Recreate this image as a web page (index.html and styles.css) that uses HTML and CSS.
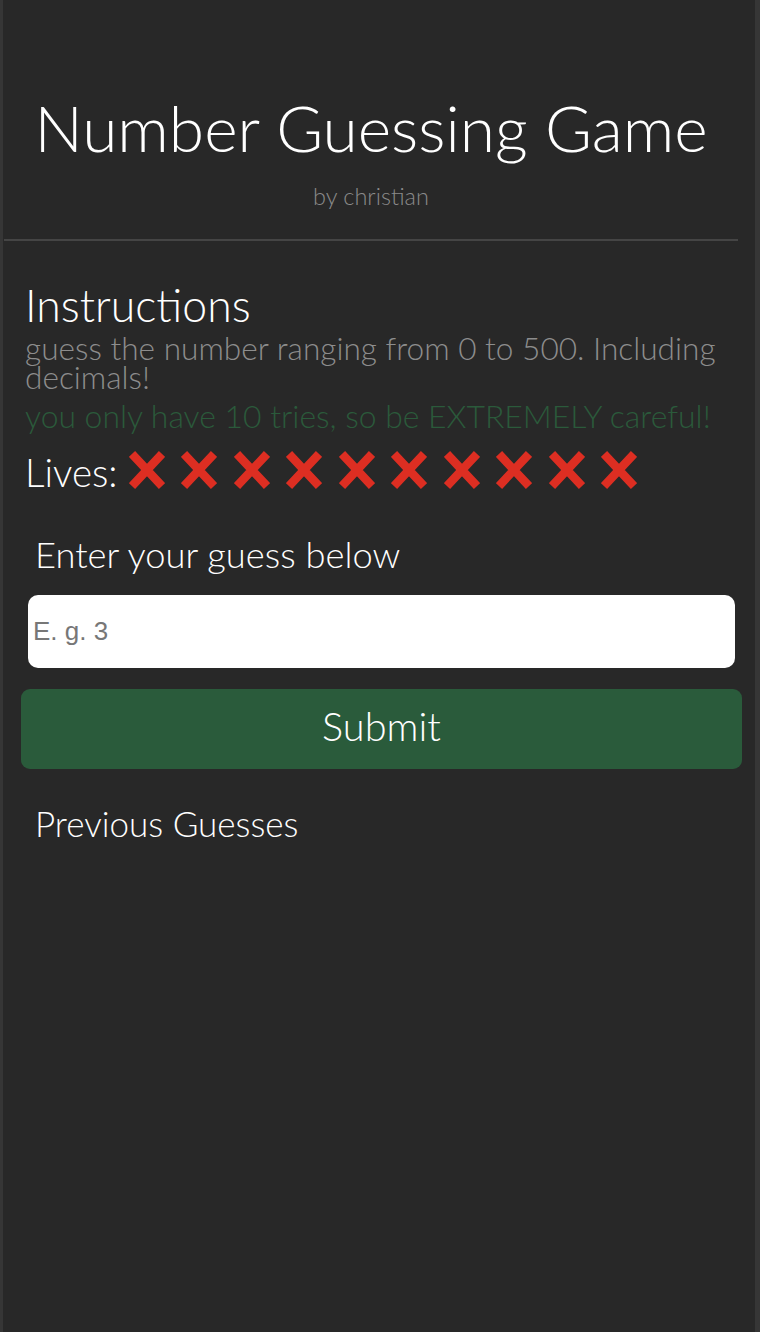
---
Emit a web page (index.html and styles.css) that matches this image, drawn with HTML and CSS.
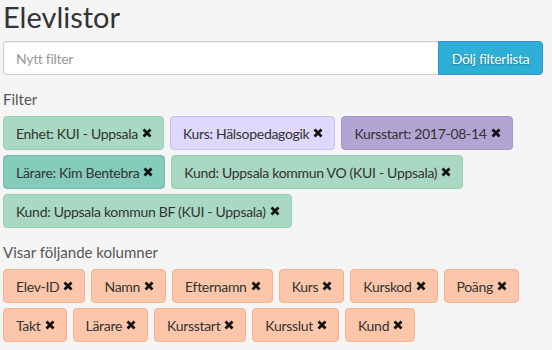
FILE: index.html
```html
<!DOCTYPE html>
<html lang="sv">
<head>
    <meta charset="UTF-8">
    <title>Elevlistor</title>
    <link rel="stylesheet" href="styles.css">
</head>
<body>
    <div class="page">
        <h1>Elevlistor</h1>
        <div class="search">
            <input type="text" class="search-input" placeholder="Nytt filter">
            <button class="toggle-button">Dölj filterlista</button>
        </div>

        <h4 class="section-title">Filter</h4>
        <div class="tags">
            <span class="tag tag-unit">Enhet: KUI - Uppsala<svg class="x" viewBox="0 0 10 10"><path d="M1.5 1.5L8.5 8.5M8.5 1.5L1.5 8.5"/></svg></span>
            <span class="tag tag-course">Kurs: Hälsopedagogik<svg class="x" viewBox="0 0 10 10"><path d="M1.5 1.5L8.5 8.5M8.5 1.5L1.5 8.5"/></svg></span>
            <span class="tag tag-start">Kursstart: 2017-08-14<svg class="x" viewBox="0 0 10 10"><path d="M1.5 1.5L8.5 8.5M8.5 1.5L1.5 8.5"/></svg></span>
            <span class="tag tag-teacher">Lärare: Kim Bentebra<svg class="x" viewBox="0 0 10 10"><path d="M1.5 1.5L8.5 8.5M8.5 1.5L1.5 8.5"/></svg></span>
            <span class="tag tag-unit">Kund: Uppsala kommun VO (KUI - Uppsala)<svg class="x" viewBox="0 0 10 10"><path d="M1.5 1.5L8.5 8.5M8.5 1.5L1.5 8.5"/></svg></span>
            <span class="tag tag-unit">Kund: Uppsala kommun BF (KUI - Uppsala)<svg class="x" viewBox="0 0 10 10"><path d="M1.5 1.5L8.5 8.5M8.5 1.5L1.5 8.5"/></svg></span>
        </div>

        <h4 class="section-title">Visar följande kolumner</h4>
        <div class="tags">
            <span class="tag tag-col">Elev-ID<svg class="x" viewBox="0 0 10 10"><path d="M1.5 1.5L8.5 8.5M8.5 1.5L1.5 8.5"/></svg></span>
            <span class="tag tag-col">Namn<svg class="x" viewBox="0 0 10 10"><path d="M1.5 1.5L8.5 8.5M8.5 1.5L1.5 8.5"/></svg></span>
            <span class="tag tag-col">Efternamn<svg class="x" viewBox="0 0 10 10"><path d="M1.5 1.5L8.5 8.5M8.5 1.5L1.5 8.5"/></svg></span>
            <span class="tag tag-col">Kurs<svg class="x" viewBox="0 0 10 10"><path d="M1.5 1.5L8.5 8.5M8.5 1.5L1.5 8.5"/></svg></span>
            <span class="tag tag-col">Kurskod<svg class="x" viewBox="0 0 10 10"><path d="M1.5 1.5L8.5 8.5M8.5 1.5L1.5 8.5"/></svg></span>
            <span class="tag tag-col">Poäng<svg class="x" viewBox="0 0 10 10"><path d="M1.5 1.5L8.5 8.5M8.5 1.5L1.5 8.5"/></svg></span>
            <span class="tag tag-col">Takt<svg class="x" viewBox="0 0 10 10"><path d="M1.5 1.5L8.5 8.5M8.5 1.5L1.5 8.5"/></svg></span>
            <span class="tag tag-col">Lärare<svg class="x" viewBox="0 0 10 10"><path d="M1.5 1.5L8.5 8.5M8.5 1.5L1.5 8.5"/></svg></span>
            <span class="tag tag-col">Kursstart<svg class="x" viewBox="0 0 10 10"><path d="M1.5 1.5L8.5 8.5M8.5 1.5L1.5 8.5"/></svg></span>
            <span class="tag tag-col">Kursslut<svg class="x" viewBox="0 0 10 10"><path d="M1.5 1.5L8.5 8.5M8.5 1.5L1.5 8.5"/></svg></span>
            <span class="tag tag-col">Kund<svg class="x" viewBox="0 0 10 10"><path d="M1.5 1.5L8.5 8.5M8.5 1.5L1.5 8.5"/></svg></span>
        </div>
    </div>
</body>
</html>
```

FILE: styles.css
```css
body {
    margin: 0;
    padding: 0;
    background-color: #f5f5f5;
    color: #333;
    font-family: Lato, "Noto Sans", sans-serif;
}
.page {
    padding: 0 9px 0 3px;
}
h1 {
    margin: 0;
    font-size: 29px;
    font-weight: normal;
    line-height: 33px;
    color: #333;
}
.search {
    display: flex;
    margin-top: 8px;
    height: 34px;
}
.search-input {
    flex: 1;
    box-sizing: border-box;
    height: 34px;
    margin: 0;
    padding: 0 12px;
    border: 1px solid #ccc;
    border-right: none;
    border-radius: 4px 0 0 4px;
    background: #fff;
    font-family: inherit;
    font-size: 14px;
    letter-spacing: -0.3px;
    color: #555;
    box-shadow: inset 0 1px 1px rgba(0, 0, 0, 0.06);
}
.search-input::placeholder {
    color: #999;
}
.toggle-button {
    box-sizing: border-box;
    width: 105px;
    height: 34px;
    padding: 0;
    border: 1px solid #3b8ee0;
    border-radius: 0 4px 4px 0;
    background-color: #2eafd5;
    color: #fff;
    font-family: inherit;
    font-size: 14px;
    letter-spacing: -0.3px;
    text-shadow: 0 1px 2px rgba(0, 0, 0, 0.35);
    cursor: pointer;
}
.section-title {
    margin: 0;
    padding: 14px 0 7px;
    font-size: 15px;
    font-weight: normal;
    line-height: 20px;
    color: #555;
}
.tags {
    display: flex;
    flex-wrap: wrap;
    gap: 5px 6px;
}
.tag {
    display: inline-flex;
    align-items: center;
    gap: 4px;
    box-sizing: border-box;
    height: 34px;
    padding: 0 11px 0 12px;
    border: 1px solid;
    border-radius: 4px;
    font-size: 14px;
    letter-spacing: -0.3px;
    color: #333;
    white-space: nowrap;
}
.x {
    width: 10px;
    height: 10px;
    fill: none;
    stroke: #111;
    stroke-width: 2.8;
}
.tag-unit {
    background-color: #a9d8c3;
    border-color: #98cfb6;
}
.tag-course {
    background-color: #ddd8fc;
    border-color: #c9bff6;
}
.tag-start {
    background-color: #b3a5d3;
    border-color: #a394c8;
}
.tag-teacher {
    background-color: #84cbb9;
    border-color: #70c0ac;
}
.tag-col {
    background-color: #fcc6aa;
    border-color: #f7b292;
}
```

**Work to do**
Which lines hold the string "that"? List them all.

**Answer below**
Recreate this image as a web page (index.html and styles.css) that uses HTML and CSS.
Emit a web page (index.html and styles.css) that matches this image, drawn with HTML and CSS.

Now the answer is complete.